I’m disquieted at the recent revelations of the U.S. governments massive surveillance of the phone logs of hundreds of thousands of Verizon customers.
Yes, it’s an invasion of privacy, but that’s not what bothers me so much. In this electronic age when so much of our lives are spent on-line, I’m realistic about the fact that there are many “thems” out there that know way more about me than I care to think about. Still, I go on-line.
Two things are particularly troubling. First, that it has all been couched in secrecy. We know only because someone leaked the information. Now after the horse is out of the barn President Obama says something about hoping that this incident will foster a healthy conversation about the tension between privacy and security in our country.
Why not have the conversation when the program was proposed? If it’s so good for us, then make the case and let’s have the debate beforehand instead of after when the conversation is prompted by an “Oops!” I find no consolation in the news that Congress knew about the program. Why didn’t the rest of us?
When what is done in secret is revealed mistakenly, it does nothing to further a sense of trust in our leaders. A certain measure of trust is required for the healthy exercise of democracy. When that trust if violated, particularly when it’s violated over and over, trust is replaced by suspicion and, worse, cynicism. Suspicion and cynicism are corrosive to our life together.
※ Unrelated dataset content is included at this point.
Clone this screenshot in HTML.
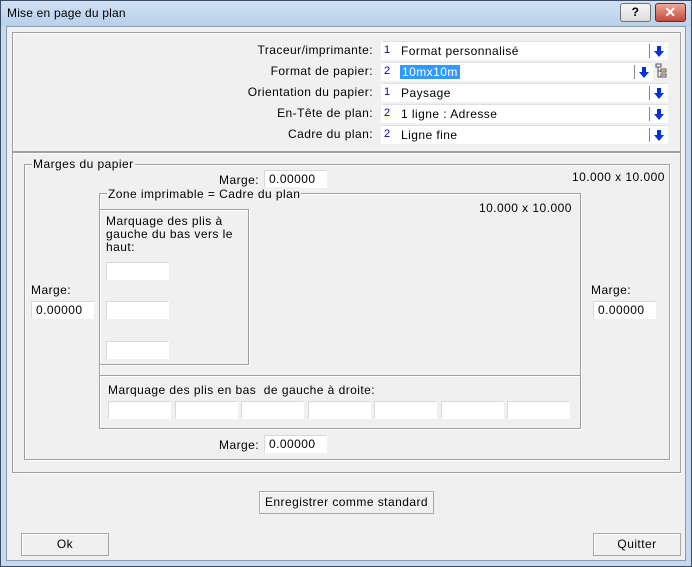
<!DOCTYPE html><html><head><meta charset="utf-8"><style>
*{box-sizing:border-box}
body{margin:0;width:692px;height:567px;overflow:hidden;font-family:"Liberation Sans",sans-serif;font-size:12px;letter-spacing:0.45px;color:#000;background:#f0f0f0;position:relative}
.a{position:absolute}
.win{left:0;top:0;width:692px;height:567px;border:1px solid #3c4d63;background:#c7d9ee}
.title{left:1px;top:1px;width:690px;height:25px;background:linear-gradient(#cfe0f3,#b9d0ea)}
.client{left:6px;top:26px;width:680px;height:535px;background:#f0f0f0;border:1px solid #8a9bb0}
.grp{border:1px solid #a0a0a0;box-shadow:1px 1px 0 #fff inset,1px 1px 0 #fff}
.lbl{white-space:nowrap}
.r{text-align:right}
.in{background:#fff;border:1px solid #fff;border-top-color:#d8d8d8;border-left-color:#d8d8d8;height:18px;padding:1px 4px}
.cb{background:#fff;height:19px;border:1px solid #fff;border-top-color:#e0e0e0}
.cb .n{position:absolute;left:2px;top:2px;color:#00c;font-size:11px}
.cb .t{position:absolute;left:19px;top:2px;white-space:nowrap}
.cb .s{position:absolute;right:17px;top:2px;width:1px;height:14px;background:#888}
.cb .ar{position:absolute;right:3px;top:4px;width:10px;height:11px}
.btn{background:#f0f0f0;border:1px solid #a8a8a8;box-shadow:inset 1px 1px 0 #fff;text-align:center;line-height:20px}
.gl{background:#f0f0f0;padding:0 1px}
</style></head><body>
<div class="a win"></div>
<div class="a title"></div>
<div class="a" style="left:7px;top:6px;letter-spacing:0.2px">Mise en page du plan</div>
<div class="a" style="left:620px;top:3px;width:31px;height:19px;border:1px solid #707070;border-radius:3px;background:linear-gradient(#f6f6f6,#dcdcdc);text-align:center;font-weight:bold;line-height:17px">?</div>
<div class="a" style="left:655px;top:3px;width:31px;height:19px;border:1px solid #6b2a22;border-radius:3px;background:linear-gradient(#e9a99a,#c2493a);text-align:center;font-weight:bold;color:#fff;line-height:17px;font-size:14px">✕</div>
<div class="a client"></div>

<div class="a grp" style="left:12px;top:32px;width:669px;height:120px"></div>
<div class="a lbl r" style="left:200px;width:173px;top:43px">Traceur/imprimante:</div>
<div class="a lbl r" style="left:200px;width:173px;top:64px">Format de papier:</div>
<div class="a lbl r" style="left:200px;width:173px;top:85px">Orientation du papier:</div>
<div class="a lbl r" style="left:200px;width:173px;top:106px">En-Tête de plan:</div>
<div class="a lbl r" style="left:200px;width:173px;top:127px">Cadre du plan:</div>

<div class="a cb" style="left:381px;top:41px;width:287px"><span class="n">1</span><span class="t">Format personnalisé</span><span class="s"></span><svg class="ar" viewBox="0 0 10 11"><path d="M3 0h4v5h3L5 11 0 5h3z" fill="#0033dd"/></svg></div>
<div class="a cb" style="left:381px;top:62px;width:272px"><span class="n">2</span><span class="t" style="background:#3399ff;color:#fff;padding:0 2px;left:18px">10mx10m</span><span class="s"></span><svg class="ar" viewBox="0 0 10 11"><path d="M3 0h4v5h3L5 11 0 5h3z" fill="#0033dd"/></svg></div>
<svg class="a" style="left:654px;top:63px" width="14" height="16" viewBox="0 0 14 16"><path d="M2 1h5v3H2zM4 4v10h3M4 8h3M7 6h5v3H7zM7 11h5v3H7z" fill="none" stroke="#556" stroke-width="1"/><rect x="8" y="7" width="3" height="1" fill="#e8b000"/><rect x="8" y="12" width="3" height="1" fill="#e8b000"/></svg>
<div class="a cb" style="left:381px;top:83px;width:287px"><span class="n">1</span><span class="t">Paysage</span><span class="s"></span><svg class="ar" viewBox="0 0 10 11"><path d="M3 0h4v5h3L5 11 0 5h3z" fill="#0033dd"/></svg></div>
<div class="a cb" style="left:381px;top:104px;width:287px"><span class="n">2</span><span class="t">1 ligne : Adresse</span><span class="s"></span><svg class="ar" viewBox="0 0 10 11"><path d="M3 0h4v5h3L5 11 0 5h3z" fill="#0033dd"/></svg></div>
<div class="a cb" style="left:381px;top:125px;width:287px"><span class="n">2</span><span class="t">Ligne fine</span><span class="s"></span><svg class="ar" viewBox="0 0 10 11"><path d="M3 0h4v5h3L5 11 0 5h3z" fill="#0033dd"/></svg></div>

<div class="a grp" style="left:12px;top:152px;width:669px;height:321px"></div>
<div class="a grp" style="left:24px;top:164px;width:646px;height:296px"></div>
<div class="a lbl gl" style="left:32px;top:157px">Marges du papier</div>
<div class="a lbl" style="left:219px;top:173px">Marge:</div>
<div class="a in" style="left:264px;top:170px;width:63px">0.00000</div>
<div class="a lbl" style="left:572px;top:170px">10.000 x 10.000</div>

<div class="a grp" style="left:99px;top:193px;width:482px;height:236px"></div>
<div class="a lbl gl" style="left:107px;top:187px">Zone imprimable = Cadre du plan</div>
<div class="a lbl" style="left:479px;top:201px">10.000 x 10.000</div>
<div class="a grp" style="left:99px;top:209px;width:150px;height:156px"></div>
<div class="a" style="left:106px;top:215px;line-height:13px;white-space:nowrap">Marquage des plis à<br>gauche du bas vers le<br>haut:</div>
<div class="a in" style="left:106px;top:262px;width:63px"></div>
<div class="a in" style="left:106px;top:301px;width:63px"></div>
<div class="a in" style="left:106px;top:341px;width:63px"></div>
<div class="a grp" style="left:99px;top:375px;width:482px;height:54px"></div>
<div class="a lbl" style="left:108px;top:383px">Marquage des plis en bas&nbsp; de gauche à droite:</div>
<div class="a in" style="left:108px;top:401px;width:63px"></div>
<div class="a in" style="left:175px;top:401px;width:63px"></div>
<div class="a in" style="left:241px;top:401px;width:63px"></div>
<div class="a in" style="left:308px;top:401px;width:63px"></div>
<div class="a in" style="left:374px;top:401px;width:63px"></div>
<div class="a in" style="left:441px;top:401px;width:63px"></div>
<div class="a in" style="left:507px;top:401px;width:63px"></div>

<div class="a lbl" style="left:31px;top:283px">Marge:</div>
<div class="a in" style="left:31px;top:301px;width:63px">0.00000</div>
<div class="a lbl" style="left:591px;top:283px">Marge:</div>
<div class="a in" style="left:593px;top:301px;width:63px">0.00000</div>
<div class="a lbl" style="left:219px;top:438px">Marge:</div>
<div class="a in" style="left:264px;top:435px;width:63px">0.00000</div>

<div class="a btn" style="left:259px;top:491px;width:175px;height:23px">Enregistrer comme standard</div>
<div class="a btn" style="left:21px;top:533px;width:88px;height:23px">Ok</div>
<div class="a btn" style="left:593px;top:533px;width:88px;height:23px">Quitter</div>
</body></html>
Here’s the other thing that is even more troubling. Not only does this secret surveillance program foster a sense of suspicion but it’s another way of telling us that we need to live in fear. “This is for your own good. There are bad things out there and we are just trying to protect you from them. You need us. Trust us. What little privacy you give up brings a hundredfold gain in security. It’s a terrifying world out there.”
This is not how mature societies operate. This is how societies that are falling into authoritarianism operate. It is not symptomatic of healthy, functional societies to teach their citizens to fear all the bad stuff out there and to be suspicious of the neighbor, because, you never know — the person right next door to you may be a terrorist. The more authoritarian a government becomes, the more it has to function on a fearful citizenry. As citizens, we ought to be both skeptical and critical of any moves by our leaders that teach us to live in fear and that we need them to keep us safe.
I’m disappointed because I don’t believe this is God’s vision for how we ought to live together. The vision of the kingdom is where people live together in trust and a sense of acting for the common good, where there’s a mutual respect and care for one another. We all take responsibility for that; it’s not the king’s job; it’s the citizens’ job. In the community that we yearn for, we are not taught to distrust our neighbor; instead, we are compelled to live in relationship with our neighbor.